It's not like a regular junior developer, it's much worse.

  • And yet it got the job and lots of would be juniors didn’t, and it seems to be costing the company more in compute and senior dev handholding. Nice work silicon valley.

> That said, I really don't see how it could meaningfully replace an intern however

And even if it could, how do you get senior devs without junior devs? ^^

  • What is making it difficult for Junior devs to be hired is not AI. That is a diversion.

    The raise in interest rates a couple of years ago triggered many layoffs in the industry. When that happens salaries are squeezed. Experienced people work for less, and juniors have trouble finding job because they are now competing against people with plenty of experience.

  • Simple, there are always people who are intentionally using the hard way. There is a community programming old 16-bit machines for example, which are much harder than modern tools.
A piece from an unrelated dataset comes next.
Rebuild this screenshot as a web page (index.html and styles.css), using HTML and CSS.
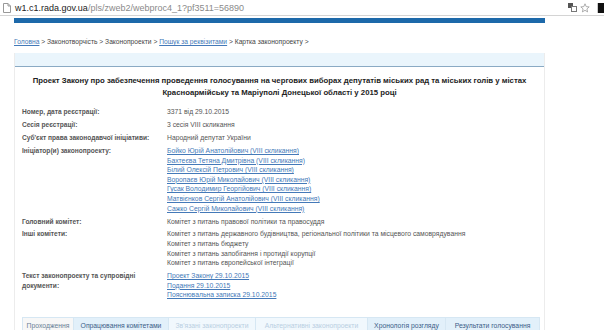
FILE: index.html
```html
<!DOCTYPE html>
<html lang="uk">
<head>
    <meta charset="UTF-8">
    <meta name="viewport" content="width=device-width, initial-scale=1.0">
    <title>Картка законопроекту</title>
    <link rel="stylesheet" href="styles.css">
</head>
<body>

    <div class="chrome">
        <svg class="page-icon" width="8" height="10" viewBox="0 0 8 10">
            <path d="M0.5 0.5h4.5l2.5 2.5v6.5h-7z M5 0.5v2.5h2.5" fill="#fff" stroke="#999" stroke-width="1"/>
        </svg>
        <div class="url"><span class="host">w1.c1.rada.gov.ua</span>/pls/zweb2/webproc4_1?pf3511=56890</div>
        <div class="chrome-icons">
            <svg width="9" height="9" viewBox="0 0 9 9">
                <rect x="0" y="0" width="5" height="5" fill="#555"/>
                <rect x="3.5" y="3.5" width="5" height="5" fill="#fff" stroke="#777" stroke-width="1"/>
            </svg>
            <svg width="10" height="10" viewBox="0 0 10 10">
                <path d="M5 0.8l1.2 2.8 3 .3-2.3 2 .7 3-2.6-1.6-2.6 1.6.7-3-2.3-2 3-.3z" fill="none" stroke="#999" stroke-width="0.8"/>
            </svg>
            <div class="ext"></div>
        </div>
    </div>

    <div class="page">
        <div class="topbar"></div>

        <div class="crumbs">
            <a href="#">Головна</a> &gt; Законотворчість &gt; Законопроекти &gt; <a href="#">Пошук за реквізитами</a> &gt; Картка законопроекту &gt;
        </div>

        <div class="panel">
            <div class="panel-head"></div>

            <h1 class="title">Проект Закону про забезпечення проведення голосування на чергових виборах депутатів міських рад та міських голів у містах Красноармійську та Маріуполі Донецької області у 2015 році</h1>

            <div class="rows">
                <div class="label">Номер, дата реєстрації:</div>
                <div class="value">3371 від 29.10.2015</div>

                <div class="label">Сесія реєстрації:</div>
                <div class="value">3 сесія VIII скликання</div>

                <div class="label">Суб'єкт права законодавчої ініціативи:</div>
                <div class="value">Народний депутат України</div>

                <div class="label">Ініціатор(и) законопроекту:</div>
                <div class="value">
                    <a href="#">Бойко Юрій Анатолійович (VIII скликання)</a><br>
                    <a href="#">Бахтеєва Тетяна Дмитрівна (VIII скликання)</a><br>
                    <a href="#">Білий Олексій Петрович (VIII скликання)</a><br>
                    <a href="#">Воропаєв Юрій Миколайович (VIII скликання)</a><br>
                    <a href="#">Гусак Володимир Георгійович (VIII скликання)</a><br>
                    <a href="#">Матвієнков Сергій Анатолійович (VIII скликання)</a><br>
                    <a href="#">Сажко Сергій Миколайович (VIII скликання)</a>
                </div>

                <div class="label">Головний комітет:</div>
                <div class="value">Комітет з питань правової політики та правосуддя</div>

                <div class="label">Інші комітети:</div>
                <div class="value">
                    Комітет з питань державного будівництва, регіональної політики та місцевого самоврядування<br>
                    Комітет з питань бюджету<br>
                    Комітет з питань запобігання і протидії корупції<br>
                    Комітет з питань європейської інтеграції
                </div>

                <div class="label">Текст законопроекту та супровідні<br>документи:</div>
                <div class="value">
                    <a href="#">Проект Закону 29.10.2015</a><br>
                    <a href="#">Подання 29.10.2015</a><br>
                    <a href="#">Пояснювальна записка 29.10.2015</a>
                </div>
            </div>

            <div class="tabs">
                <div class="tab current">Проходження</div>
                <div class="tab">Опрацювання комітетами</div>
                <div class="tab off">Зв'язані законопроекти</div>
                <div class="tab off">Альтернативні законопроекти</div>
                <div class="tab">Хронологія розгляду</div>
                <div class="tab">Результати голосування</div>
            </div>
        </div>
    </div>

</body>
</html>
```

FILE: styles.css
```css
body {
    margin: 0;
    background-color: #fff;
    font-family: "Liberation Sans", Arial, sans-serif;
    color: #444;
    overflow: hidden;
}
a {
    color: #4479b8;
}
.chrome {
    display: flex;
    align-items: center;
    height: 15px;
    border-bottom: 1px solid #d4d4d4;
    background-color: #fff;
}
.page-icon {
    margin-left: 3px;
    margin-right: 4px;
}
.url {
    font-size: 9px;
    color: #8a8a8a;
    flex: 1;
    white-space: nowrap;
}
.url .host {
    color: #222;
}
.chrome-icons {
    display: flex;
    align-items: center;
    gap: 3px;
    height: 100%;
}
.ext {
    width: 6px;
    height: 10px;
    margin-left: 4px;
    background-color: #111;
    border-left: 1px solid #ccc;
}
.page {
    width: 531px;
    margin-left: 14px;
}
.topbar {
    height: 5px;
    margin-top: 2px;
    background-color: #1d69aa;
}
.crumbs {
    font-size: 6.7px;
    padding: 15px 0 8px;
    color: #444;
}
.panel {
    border-left: 1px solid #ececec;
    border-right: 1px solid #ececec;
    height: 400px;
}
.panel-head {
    height: 13px;
    background-color: #eaf5fc;
    border-bottom: 1px solid #8aaac4;
}
.title {
    font-size: 7.75px;
    font-weight: bold;
    line-height: 12px;
    text-align: center;
    color: #222;
    margin: 8px 8px 8px;
}
.rows {
    display: grid;
    grid-template-columns: 145px 1fr;
    row-gap: 3.4px;
    padding-left: 7px;
    font-size: 6.8px;
    line-height: 9.6px;
}
.label {
    font-weight: bold;
    font-size: 6.6px;
    color: #555;
}
.value {
    color: #555;
}
.tabs {
    display: grid;
    grid-template-columns: 52px 95px 87px 112px 78px 94px;
    margin: 17px 0 0 7px;
}
.tab {
    font-size: 6.8px;
    height: 16px;
    padding-top: 4px;
    box-sizing: border-box;
    text-align: center;
    white-space: nowrap;
    background-color: #e2f0fa;
    color: #3c5d88;
    border: 1px solid #d6e7f3;
    border-left: none;
}
.tab.current {
    background-color: #f7f7f7;
    color: #6a7f96;
    border-left: 1px solid #d6e7f3;
}
.tab.off {
    background-color: #f1f8fd;
    color: #b9cfe2;
}
```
Or someone learning assembly language "just for fun".

    Some of those (or similar) people will actually learn new stuff and become senior devs. Yes, there will be much fewer of them, so they'll command a higher salary, and they will deliver amazing stuff. The rest, who spend their entire carrier being AI handlers, will never raise above junior/mid level.

    (Well, either that or people who cannot program by themselves will get promoted anyway, the software will get more bugs and less features, and things will be generally worse for both consumers and programmers... but I prefer not to think about this option)

> It's like you have a senior phd level intelligence developer except they don't even read what you're telling them, and have 0 agency to understand what they're actually doing.

Is that better?

Did you miss the "except" in his sentence? He was making the point this is worse than junior devs for all reasons listed.